• SUPPLIED INFORMATION:
— BEGIN —

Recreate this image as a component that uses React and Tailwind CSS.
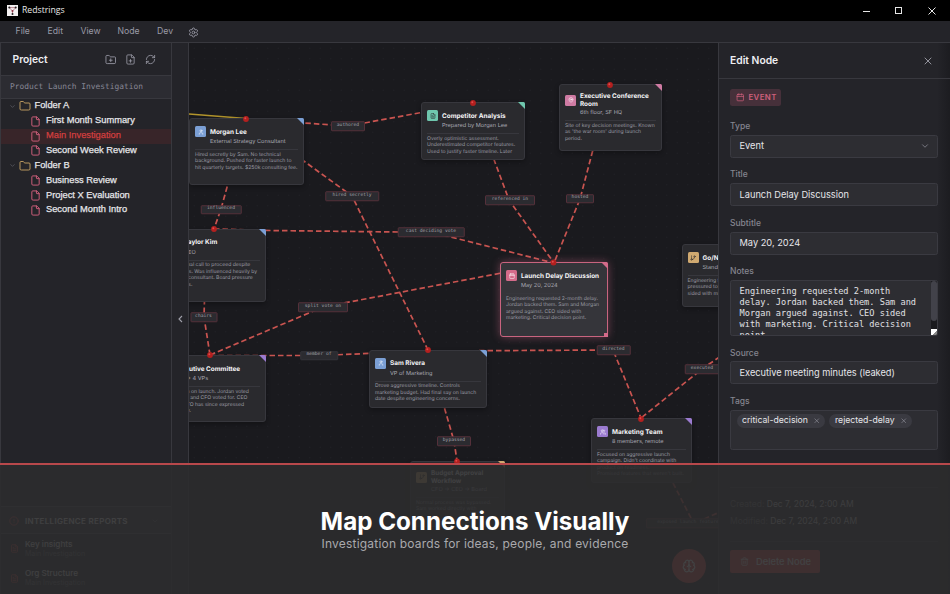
import React from 'react';
import {
  AlertCircle, Brain, Calendar, ChevronDown, File, FileText, Folder, FolderPlus, FilePlus,
  GitBranch, MapPin, RefreshCw, Settings, Trash2, User, Users, X,
} from 'lucide-react';

const MENU = ['File', 'Edit', 'View', 'Node', 'Dev'];

const TREE = [
  { name: 'Folder A', folder: true },
  { name: 'First Month Summary' },
  { name: 'Main Investigation', active: true },
  { name: 'Second Week Review' },
  { name: 'Folder B', folder: true },
  { name: 'Business Review' },
  { name: 'Project X Evaluation' },
  { name: 'Second Month Intro' },
];

// Board coordinates start at the top left of the canvas
const NODES = [
  {
    x: 0, y: 76, w: 115, h: 67, color: '#7b9fd4', icon: User,
    title: ['Morgan Lee'], subtitle: 'External Strategy Consultant',
    notes: ['Hired secretly by Sam. No technical', 'background. Pushed for faster launch to', 'hit quarterly targets. $250k consulting fee.'],
  },
  {
    x: -26, y: 186.5, w: 103, h: 73.5, color: '#7b9fd4', icon: User,
    title: ['Taylor Kim'], subtitle: 'CEO',
    notes: ['Made final call to proceed despite', 'concerns. Was influenced heavily by', 'outside consultant. Board pressure', 'accounts.'],
  },
  {
    x: -36, y: 313, w: 112.5, h: 67, color: '#9b7bd0', icon: Users,
    title: ['Executive Committee'], subtitle: 'CEO + 4 VPs',
    notes: ['Key decision on launch. Jordan voted', 'against, VPs and CFO voted for. CEO', 'objected. CTO has since expressed', 'doubts lately.'],
  },
  {
    x: 232, y: 60, w: 104, h: 58, color: '#6fc7ae', icon: FileText, dark: true,
    title: ['Competitor Analysis'], subtitle: 'Prepared by Morgan Lee',
    notes: ['Overly optimistic assessment.', 'Underestimated competitor features.', 'Used to justify faster timeline. Later'],
  },
  {
    x: 370, y: 42, w: 103, h: 67, color: '#cf7ba3', icon: MapPin,
    title: ['Executive Conference', 'Room'], subtitle: '6th floor, SF HQ',
    notes: ['Site of key decision meetings. Known', "as 'the war room' during launch", 'period.'],
  },
  {
    x: 311, y: 220, w: 107.5, h: 75, color: '#d46b8a', icon: Calendar, selected: true,
    title: ['Launch Delay Discussion'], subtitle: 'May 20, 2024',
    notes: ['Engineering requested 2-month delay.', 'Jordan backed them. Sam and Morgan', 'argued against. CEO sided with', 'marketing. Critical decision point.'],
  },
  {
    x: 492.5, y: 202, w: 104, h: 63, color: '#d0a970', icon: GitBranch, dark: true,
    title: ['Go/No-Go Decision'], subtitle: 'Standing meeting',
    notes: ['Engineering felt', 'pressured to agree.', 'sided with marketing.'],
  },
  {
    x: 180, y: 307.5, w: 118, h: 58.5, color: '#7b9fd4', icon: User,
    title: ['Sam Rivera'], subtitle: 'VP of Marketing',
    notes: ['Drove aggressive timeline. Controls', 'marketing budget. Had final say on launch', 'date despite engineering concerns.'],
  },
  {
    x: 402, y: 376, w: 100.5, h: 65, color: '#9b7bd0', icon: Users,
    title: ['Marketing Team'], subtitle: '8 members, remote',
    notes: ['Focused on aggressive launch', 'campaign. Didn\'t coordinate with', 'product on readiness.', 'Promised features that weren\'t built.'],
  },
  {
    x: 221, y: 419, w: 95, h: 66, color: '#d0a970', icon: GitBranch, dark: true,
    title: ['Budget Approval', 'Workflow'], subtitle: 'CFO → CEO → Board',
    notes: ['Normal process was bypassed.', 'Sam worked directly with'],
  },
];

const EDGES = [
  'M57 77L159 84L284 61',
  'M57 77L163 154L239 308',
  'M45 120L32 167L25 187',
  'M25 187L82 188.5L209 190L242 190L365 221',
  'M21 313L134 265L365 221',
  'M16 240L15 275L21 313',
  'M21 313.5L130 313.5L239 309',
  'M284 61L320 158L365 221',
  'M421 43L391 157L365 221',
  'M239 309L424 308L452 376',
  'M545 305L513 327L452 376',
  'M239 309L265 399L268 419',
  'M484 441L503 478M515 477L540 466',
];

const LABELS = [
  { x: 159, y: 84, w: 34, text: 'authored' },
  { x: 163, y: 154, w: 53.5, text: 'hired secretly' },
  { x: 32, y: 167.5, w: 40.5, text: 'influenced' },
  { x: 242, y: 190, w: 66.5, text: 'cast deciding vote' },
  { x: 134, y: 265, w: 50, text: 'split vote on' },
  { x: 14.5, y: 275, w: 27, text: 'chairs' },
  { x: 130, y: 313.5, w: 37.5, text: 'member of', muted: true },
  { x: 321, y: 158, w: 50, text: 'referenced in' },
  { x: 391, y: 156.5, w: 28, text: 'hosted' },
  { x: 424.5, y: 308, w: 34.5, text: 'directed' },
  { x: 513, y: 327, w: 34.5, text: 'executed' },
  { x: 265, y: 399, w: 34, text: 'bypassed' },
  { x: 499, y: 481, w: 84, text: 'exposed launch feature' },
];

const PINS = [[57, 77], [25, 187], [21, 313], [284, 61], [421, 43], [364.5, 220.5], [239, 308], [452, 377], [268, 419.5]];

function TitleBar() {
  return (
    <div className="flex h-[21px] shrink-0 items-center bg-black pl-[7px] font-['Open_Sans',sans-serif]">
      <svg viewBox="0 0 11 11" className="h-[11px] w-[11px]">
        <rect width="11" height="11" fill="#f4f0f1" />
        <path d="M2.2 2.6H8.8M2.2 2.6L5.5 6L8.8 2.6M5.5 6V9" stroke="#b0707c" strokeWidth=".8" fill="none" />
        <circle cx="2.3" cy="2.6" r="1" fill="#222" />
        <circle cx="8.7" cy="2.6" r="1" fill="#222" />
        <circle cx="5.5" cy="6" r="1" fill="#8e3344" />
        <circle cx="5.5" cy="9" r="1" fill="#222" />
      </svg>
      <span className="ml-1 flex-1 text-[8.700px] text-[#e8e8e8]">Redstrings</span>
      <svg viewBox="0 0 84 21" className="mr-1 h-[21px] w-[84px] text-[#e6e6e6]" fill="none" stroke="currentColor">
        <path d="M1 11.500H8" />
        <rect x="33.5" y="7.5" width="6" height="6" />
        <path d="M66.500 7.500L73.500 14.500M73.500 7.500L66.500 14.500" />
      </svg>
    </div>
  );
}

function MenuBar() {
  return (
    <div className="flex h-[22px] shrink-0 items-center border-b border-[#38383e] bg-[#242429] pt-px pl-[15.500px] text-[8.700px] text-[#9a9aa6]">
      <span className="w-8">{MENU[0]}</span>
      <span className="w-[33px]">{MENU[1]}</span>
      <span className="w-[37px]">{MENU[2]}</span>
      <span className="w-[39.500px]">{MENU[3]}</span>
      <span className="w-[31px]">{MENU[4]}</span>
      <Settings size={11} strokeWidth={1.9} />
    </div>
  );
}

function TreeRow({ item }) {
  if (item.folder) {
    return (
      <div className="flex h-[14.850px] items-center pl-[8px]">
        <ChevronDown size={7} className="text-[#6a6a74]" />
        <Folder size={12} strokeWidth={1.8} className="ml-[2.500px] text-[#c9a565]" />
        <span className="ml-1 text-[#e6e6ea]">{item.name}</span>
      </div>
    );
  }
  return (
    <div className={`flex h-[14.850px] items-center pl-[29px] ${item.active ? 'bg-[#382529]' : ''}`}>
      <File size={11} strokeWidth={2.1} className="text-[#d0607c]" />
      <span className={`ml-[5px] ${item.active ? 'text-[#d23f3f]' : 'text-[#e6e6ea]'}`}>{item.name}</span>
    </div>
  );
}

function Report({ title }) {
  return (
    <div className="flex h-[29.500px] items-center gap-[6px] pl-[9px]">
      <FileText size={9} className="text-[#d94a4a]" />
      <div className="leading-[10px]">
        <div className="text-[8.200px] font-medium text-[#e6e6ea]">{title}</div>
        <div className="text-[7px] text-[#6a6a74]">Main Investigation</div>
      </div>
    </div>
  );
}

function Sidebar() {
  return (
    <div className="flex w-[172px] shrink-0 flex-col border-r border-l border-[#38383e] bg-[#242429]">
      <div className="flex h-8 items-center pt-px pr-[15px] pl-[11.500px]">
        <h2 className="flex-1 text-[10.300px] font-semibold text-[#eeeef2]">Project</h2>
        <div className="flex items-center gap-[9px] text-[#9a9aa6]">
          <FolderPlus size={11.500} strokeWidth={1.8} />
          <FilePlus size={11} strokeWidth={1.8} />
          <RefreshCw size={11} strokeWidth={1.8} />
        </div>
      </div>
      <div className="flex h-6 items-center border-y border-[#38383e] bg-[#2c2c32] pl-[9px] font-['DejaVu_Sans_Mono',monospace] text-[7.900px] text-[#878795]">
        Product Launch Investigation
      </div>
      <div className="flex-1 font-['Liberation_Sans',sans-serif] text-[9.300px] [-webkit-text-stroke:0.25px]">
        {TREE.map((item) => <TreeRow key={item.name} item={item} />)}
      </div>
      <div className="h-[88px]">
        <div className="flex h-[28px] items-center gap-[6px] border-y border-[#4a4a52] bg-[#2f2f36] pt-px pl-[8px] text-[8px] font-semibold tracking-[0.32px] text-[#e6e6ea]">
          <AlertCircle size={10} className="text-[#d94a4a]" />
          <span className="flex-1">INTELLIGENCE REPORTS</span>
          <ChevronDown size={8} className="mr-3 text-[#6a6a74]" />
        </div>
        <Report title="Key insights" />
        <Report title="Org Structure" />
      </div>
    </div>
  );
}

function BoardNode({ node }) {
  const Icon = node.icon;
  return (
    <div
      className={`absolute rounded-[3px] border px-[5px] pt-[7px] whitespace-nowrap ${
        node.selected
          ? 'border-[1.500px] border-[#c9647f] bg-[#35353a] shadow-[0_0_8px_rgba(212,107,138,0.45)]'
          : 'border-[#37373d] bg-[#2a2a2e] shadow-[0_2px_5px_rgba(0,0,0,0.3)]'
      }`}
      style={{ left: node.x, top: node.y, width: node.w, height: node.h }}
    >
      <svg viewBox="0 0 7 7" className="absolute -top-px -right-px h-[7px] w-[7px]">
        <path d="M0 0H5.500Q7 0 7 1.500V7Z" fill={node.color} />
      </svg>
      <div className="flex items-center gap-[4px]">
        <div
          className={`flex h-[11px] w-[11px] shrink-0 items-center justify-center rounded-[1.500px] ${node.dark ? 'text-[#26262a]' : 'text-white'}`}
          style={{ backgroundColor: node.color }}
        >
          <Icon size={6} strokeWidth={2} />
        </div>
        <div className="text-[6.400px] leading-[8px] font-bold text-[#f4f4f6]">
          {node.title.map((line) => <div key={line}>{line}</div>)}
        </div>
      </div>
      <div className="mt-px ml-[15px] text-[5.600px] leading-[8px] text-[#a8a8b2]">{node.subtitle}</div>
      <div className="mt-[3px] border-t border-[#37373d] pt-[1.500px] text-[5.080px] leading-[6.600px] text-[#9a9aa3]">
        {node.notes.map((line) => <div key={line}>{line}</div>)}
      </div>
      {node.selected && <div className="absolute -right-px -bottom-px h-[4px] w-[4px] bg-[#d46b8a]" />}
    </div>
  );
}

function Board() {
  return (
    <div className="relative w-[529px] shrink-0 overflow-hidden bg-[#1a1a1e] bg-[radial-gradient(circle,#242429_0.6px,transparent_0.9px)] bg-[size:10.500px_10.500px]">
      <div className="absolute inset-x-0 -top-px bottom-0 [text-rendering:geometricPrecision]">
        <svg className="absolute inset-0 h-full w-full" fill="none">
          <path d="M0 72L57 76.500" stroke="#b3952c" strokeWidth="1.300" />
          {EDGES.map((d) => (
            <path key={d} d={d} stroke="#c95450" strokeWidth="1.700" strokeDasharray="5.500 3" />
          ))}
        </svg>
        {NODES.map((node) => <BoardNode key={node.title[0]} node={node} />)}
        {LABELS.map((label) => (
          <div
            key={label.text}
            className={`absolute flex h-[9.500px] -translate-x-1/2 -translate-y-1/2 items-center justify-center rounded-[1px] border bg-[#2b2b30] font-['DejaVu_Sans_Mono',monospace] text-[4.650px] leading-[6px] whitespace-nowrap text-[#a2a2ab] ${
              label.muted ? 'border-[#35353b]' : 'border-[#55303a]'
            }`}
            style={{ left: label.x, top: label.y, width: label.w }}
          >
            {label.text}
          </div>
        ))}
        <svg className="absolute inset-0 h-full w-full">
          {PINS.map(([x, y]) => (
            <g key={`${x}-${y}`}>
              <circle cx={x} cy={y} r="2.900" fill="#b3201f" />
              <circle cx={x - 0.7} cy={y - 0.8} r="1" fill="#e0494a" />
            </g>
          ))}
        </svg>
        <div className="absolute top-[507px] left-[483px] flex h-[34px] w-[34px] items-center justify-center rounded-full bg-[#d94a4a] text-white">
          <Brain size={14} />
        </div>
      </div>
    </div>
  );
}

function Field({ label, children }) {
  return (
    <div className="mb-[10.700px]">
      <div className="mb-[3px] h-[11.900px] text-[8.500px] leading-[12px] font-medium text-[#85858f]">{label}</div>
      {children}
    </div>
  );
}

function TextInput({ value }) {
  return (
    <div className="flex h-[23px] items-center rounded-[2.500px] border border-[#3a3a41] bg-[#2d2d32] px-[8.500px] text-[9.250px] text-[#e6e6ea]">
      {value}
    </div>
  );
}

function EditPanel() {
  return (
    <div className="flex w-[232px] shrink-0 flex-col border-l border-[#38383e] bg-[#242429] bg-[linear-gradient(to_right,transparent_218px,#1d1d21_230px)]">
      <div className="flex h-[36px] shrink-0 items-center justify-between border-b border-[#38383e] pr-[16.500px] pl-[11px]">
        <h2 className="text-[10.300px] font-semibold text-[#eeeef2]">Edit Node</h2>
        <X size={12} strokeWidth={1.8} className="text-[#a0a0aa]" />
      </div>
      <div className="pt-[10px] pr-[12.500px] pl-[11px]">
        <div className="mb-[13.700px] flex h-[17px] w-[51px] items-center gap-[4px] rounded-[2.500px] bg-[#46303a] pl-[6px] text-[7.800px] font-semibold tracking-[0.4px] text-[#d0607c]">
          <Calendar size={8.500} className="shrink-0" />
          EVENT
        </div>
        <Field label="Type">
          <div className="flex h-[23px] items-center justify-between rounded-[2.500px] border border-[#3a3a41] bg-[#2d2d32] pr-[7px] pl-[8.500px] text-[9.250px] text-[#e6e6ea]">
            Event
            <ChevronDown size={10} className="text-[#85858f]" />
          </div>
        </Field>
        <Field label="Title"><TextInput value="Launch Delay Discussion" /></Field>
        <Field label="Subtitle"><TextInput value="May 20, 2024" /></Field>
        <Field label="Notes">
          <div className="relative h-[55.500px] overflow-hidden rounded-[2.500px] border border-[#3a3a41] bg-[#2d2d32] pt-[5px] pl-[8.500px] font-['DejaVu_Sans_Mono',monospace] text-[8.630px] leading-[10.850px] whitespace-nowrap text-[#e0e0e4]">
            Engineering requested 2-month<br />
            delay. Jordan backed them. Sam and<br />
            Morgan argued against. CEO sided<br />
            with marketing. Critical decision<br />
            point.
            <div className="absolute top-0 right-0 h-full w-[6px] bg-[#1a1a1e]">
              <div className="h-10 rounded-[3px] bg-[#42424a]" />
            </div>
            <div className="absolute right-0 bottom-0 h-[6px] w-[6px] bg-[linear-gradient(135deg,#fff_60%,#888_60%)]" />
          </div>
        </Field>
        <Field label="Source"><TextInput value="Executive meeting minutes (leaked)" /></Field>
        <Field label="Tags">
          <div className="flex h-10 items-start gap-1 rounded-[2.500px] border border-[#3a3a41] bg-[#2d2d32] pt-[3px] pl-[5.500px] text-[8.700px] text-[#e6e6ea]">
            {['critical-decision', 'rejected-delay'].map((tag) => (
              <span key={tag} className="flex h-[14px] items-center gap-[5px] rounded-full bg-[#3a3a41] pr-[5px] pl-[5.500px]">
                {tag}
                <X size={7.500} className="text-[#92929b]" />
              </span>
            ))}
          </div>
        </Field>
        <div className="mt-[37px] border-y border-[#38383e] pt-2 pb-[11px] text-[8.500px] leading-[17px] text-[#6a6a74]">
          <div>Created: <span className="text-[#c8c8d0]">Dec 7, 2024, 2:00 AM</span></div>
          <div>Modified: <span className="text-[#c8c8d0]">Dec 7, 2024, 2:00 AM</span></div>
        </div>
        <div className="mt-[8.500px] flex h-[23px] w-[90px] items-center gap-[7px] rounded-[2px] bg-[#d94a4a] pl-[10px] text-[9.300px] font-medium text-white">
          <Trash2 size={9} />
          Delete Node
        </div>
      </div>
    </div>
  );
}

export default function App() {
  return (
    <div className="relative flex h-[594px] w-[950px] flex-col overflow-hidden bg-[#242429] font-['Inter',sans-serif]">
      <TitleBar />
      <MenuBar />
      <div className="flex min-h-0 flex-1">
        <Sidebar />
        <div className="flex w-[17px] shrink-0 items-center justify-center border-r border-[#38383e]">
          <svg viewBox="0 0 5 8" className="h-[8px] w-[5px]" fill="none" stroke="#a0a0aa" strokeWidth="1.100">
            <path d="M4 1L1 4L4 7" />
          </svg>
        </div>
        <Board />
        <EditPanel />
      </div>

      {/* Caption */}
      <div className="absolute inset-x-0 bottom-0 flex h-[131px] flex-col items-center border-t-2 border-[#b8484b] bg-[rgba(44,44,45,0.9)]">
        <h1 className="mt-[40px] text-[24.200px] leading-[34px] font-bold text-white">Map Connections Visually</h1>
        <p className="-mt-[3.500px] text-[12px] leading-[16px] tracking-[0.2px] text-[#a9a9ad]">
          Investigation boards for ideas, people, and evidence
        </p>
      </div>
    </div>
  );
}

— END —

• WHAT IS BEING ASKED: Please quote the lines of the material, beginning with the first and ending with the one that contains "const MENU = ['File', 'Edit', 'View', 'Node', 'Dev'];", exactly as written and without any pictures.

• FULL OUTPUT:
Recreate this image as a component that uses React and Tailwind CSS.
import React from 'react';
import {
  AlertCircle, Brain, Calendar, ChevronDown, File, FileText, Folder, FolderPlus, FilePlus,
  GitBranch, MapPin, RefreshCw, Settings, Trash2, User, Users, X,
} from 'lucide-react';

const MENU = ['File', 'Edit', 'View', 'Node', 'Dev'];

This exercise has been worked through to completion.